A cubic environment maps—sometimes casually referred to as "cube maps"—are textures that contain image data representing the scene surrounding an object, as if the object were in the center of a cube. Each face of the cubic environment map covers a ninety degree field of view in the horizontal and vertical, and there are six faces per cube map. The orientation of the faces is given in the following illustration.

Each face of the cube is oriented perpendicular to the x/y, y/z, or x/z plane, in world space. The following figure shows how each plane corresponds to a face.

Cubic-environment maps are implemented as a series of attached texture surfaces, created in a single call, which can be accessed like any other set of attached surfaces.

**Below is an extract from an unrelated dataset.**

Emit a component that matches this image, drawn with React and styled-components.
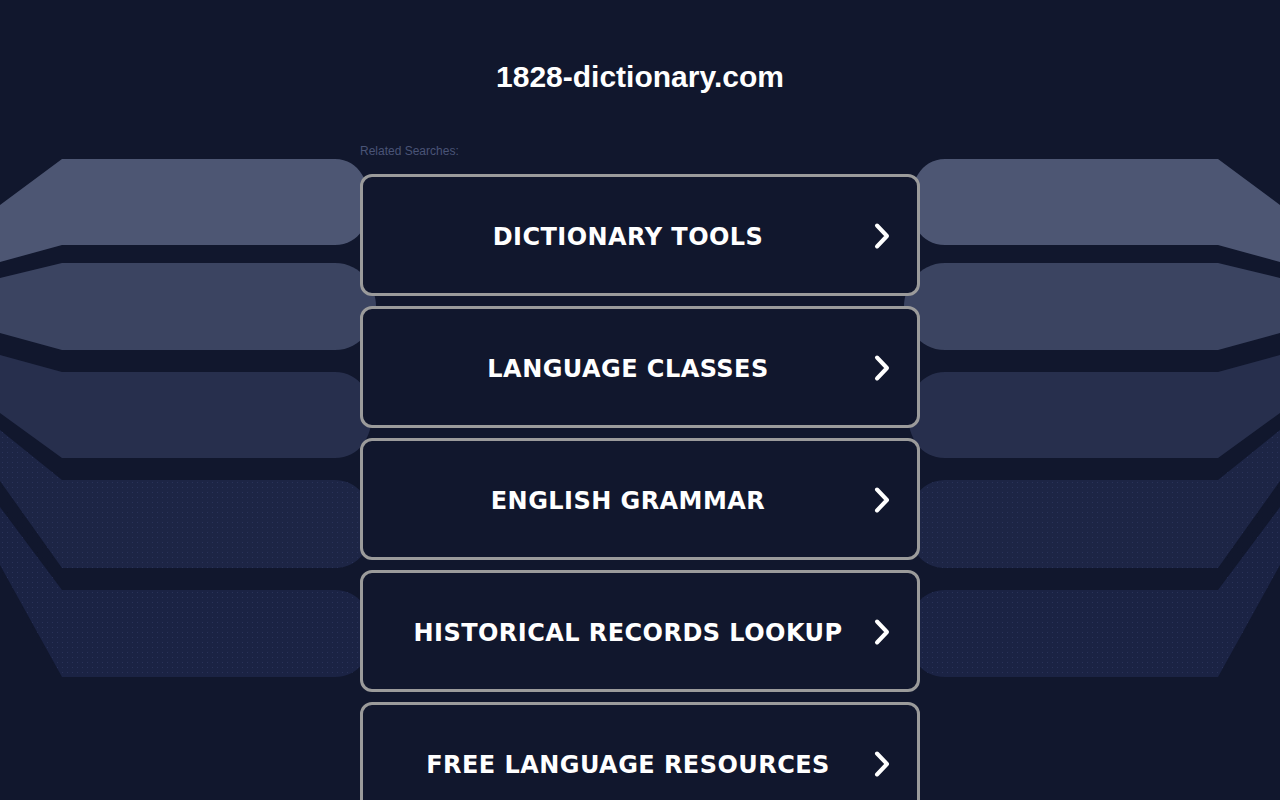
import React from "react";
import styled, { createGlobalStyle } from "styled-components";

const searches = [
  "DICTIONARY TOOLS",
  "LANGUAGE CLASSES",
  "ENGLISH GRAMMAR",
  "HISTORICAL RECORDS LOOKUP",
  "FREE LANGUAGE RESOURCES",
];

// left-hand bands; the right side is the same set mirrored
const bands = [
  {
    fill: "#4d5673",
    d: "M0,205 L62,159 L335,159 C360,159 370,185 370,202 C370,222 360,245 335,245 L62,245 L0,262 Z",
  },
  {
    fill: "#3b4461",
    d: "M0,278 L62,263 L335,263 C362,263 376,288 376,306 C376,325 362,350 335,350 L62,350 L0,333 Z",
  },
  {
    fill: "#272f4d",
    d: "M0,355 L62,372 L335,372 C360,372 372,395 372,415 C372,436 360,458 335,458 L62,458 L0,413 Z",
  },
  {
    fill: "#1d2545",
    dotted: true,
    d: "M0,430 L62,480 L335,480 C360,480 372,503 372,524 C372,546 360,568 335,568 L62,568 L0,481 Z",
  },
  {
    fill: "#1b2344",
    dotted: true,
    d: "M0,507 L62,590 L335,590 C360,590 372,612 372,633 C372,655 360,677 335,677 L62,677 L0,565 Z",
  },
];

function BandSet() {
  return (
    <>
      {bands.map((b, i) => (
        <g key={i}>
          <path d={b.d} fill={b.fill} />
          {b.dotted && <path d={b.d} fill="url(#dots)" />}
        </g>
      ))}
    </>
  );
}

function Backdrop() {
  return (
    <BackdropSvg viewBox="0 0 1280 800" width="1280" height="800">
      <defs>
        <pattern id="dots" width="5" height="5" patternUnits="userSpaceOnUse">
          <rect x="2" y="2" width="1" height="1" fill="#2a3359" />
        </pattern>
      </defs>
      <BandSet />
      <g transform="translate(1280,0) scale(-1,1)">
        <BandSet />
      </g>
    </BackdropSvg>
  );
}

function Chevron() {
  return (
    <svg width="20" height="28" viewBox="0 0 20 28">
      <path
        d="M5,3.5 L15,14 L5,24.5"
        fill="none"
        stroke="#ffffff"
        strokeWidth="4"
        strokeLinecap="round"
        strokeLinejoin="round"
      />
    </svg>
  );
}

export default function App() {
  return (
    <Page>
      <GlobalStyle />
      <Backdrop />
      <Content>
        <Domain>1828-dictionary.com</Domain>
        <Related>Related Searches:</Related>
        <List>
          {searches.map((s) => (
            <SearchButton key={s} href="#">
              <Label>{s}</Label>
              <Arrow>
                <Chevron />
              </Arrow>
            </SearchButton>
          ))}
        </List>
      </Content>
    </Page>
  );
}

const GlobalStyle = createGlobalStyle`
  html, body {
    margin: 0;
    padding: 0;
    background: #11172d;
  }
`;

const Page = styled.div`
  position: relative;
  width: 1280px;
  height: 800px;
  overflow: hidden;
  background: #11172d;
`;

const BackdropSvg = styled.svg`
  position: absolute;
  top: 0;
  left: 0;
  z-index: 0;
`;

const Content = styled.div`
  position: relative;
  z-index: 1;
  width: 560px;
  margin: 0 auto;
  padding-top: 59px;
  display: flex;
  flex-direction: column;
`;

const Domain = styled.h1`
  margin: 0;
  text-align: center;
  font-family: "Liberation Sans", Arial, sans-serif;
  font-weight: 700;
  font-size: 30px;
  line-height: 36px;
  color: #ffffff;
`;

const Related = styled.div`
  margin-top: 49px;
  font-family: "Liberation Sans", Arial, sans-serif;
  font-size: 12px;
  line-height: 14px;
  color: #4a5477;
`;

const List = styled.div`
  margin-top: 16px;
  display: flex;
  flex-direction: column;
  gap: 10px;
`;

const SearchButton = styled.a`
  box-sizing: border-box;
  height: 122px;
  display: flex;
  align-items: center;
  padding: 2px 11px 0 35px;
  border: 3px solid #9b9b9b;
  border-radius: 12px;
  background: #11172d;
  text-decoration: none;
`;

const Label = styled.span`
  flex: 1;
  padding-top: 2px;
  text-align: center;
  font-family: "DejaVu Sans", Verdana, sans-serif;
  font-weight: 700;
  font-size: 24px;
  letter-spacing: 0.45px;
  color: #ffffff;
  white-space: nowrap;
`;

const Arrow = styled.span`
  width: 48px;
  display: flex;
  justify-content: center;
  align-items: center;
`;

Applications can use static images for cubic-environment mapping, or they can render into the faces of the cube map to perform dynamic environment mapping. (This technique requires that the cube-map surfaces be valid render-target surfaces, created with the DDSCAPS_3DDEVICE capability.)

The faces of a cube map don't need to contain extremely detailed renderings of the surrounding scene. In most cases, environment maps are applied to curved surfaces. Given the amount of curvature used by most applications, the resulting reflective distortion makes extreme detail in the environment map wasteful in terms of memory and rendering overhead.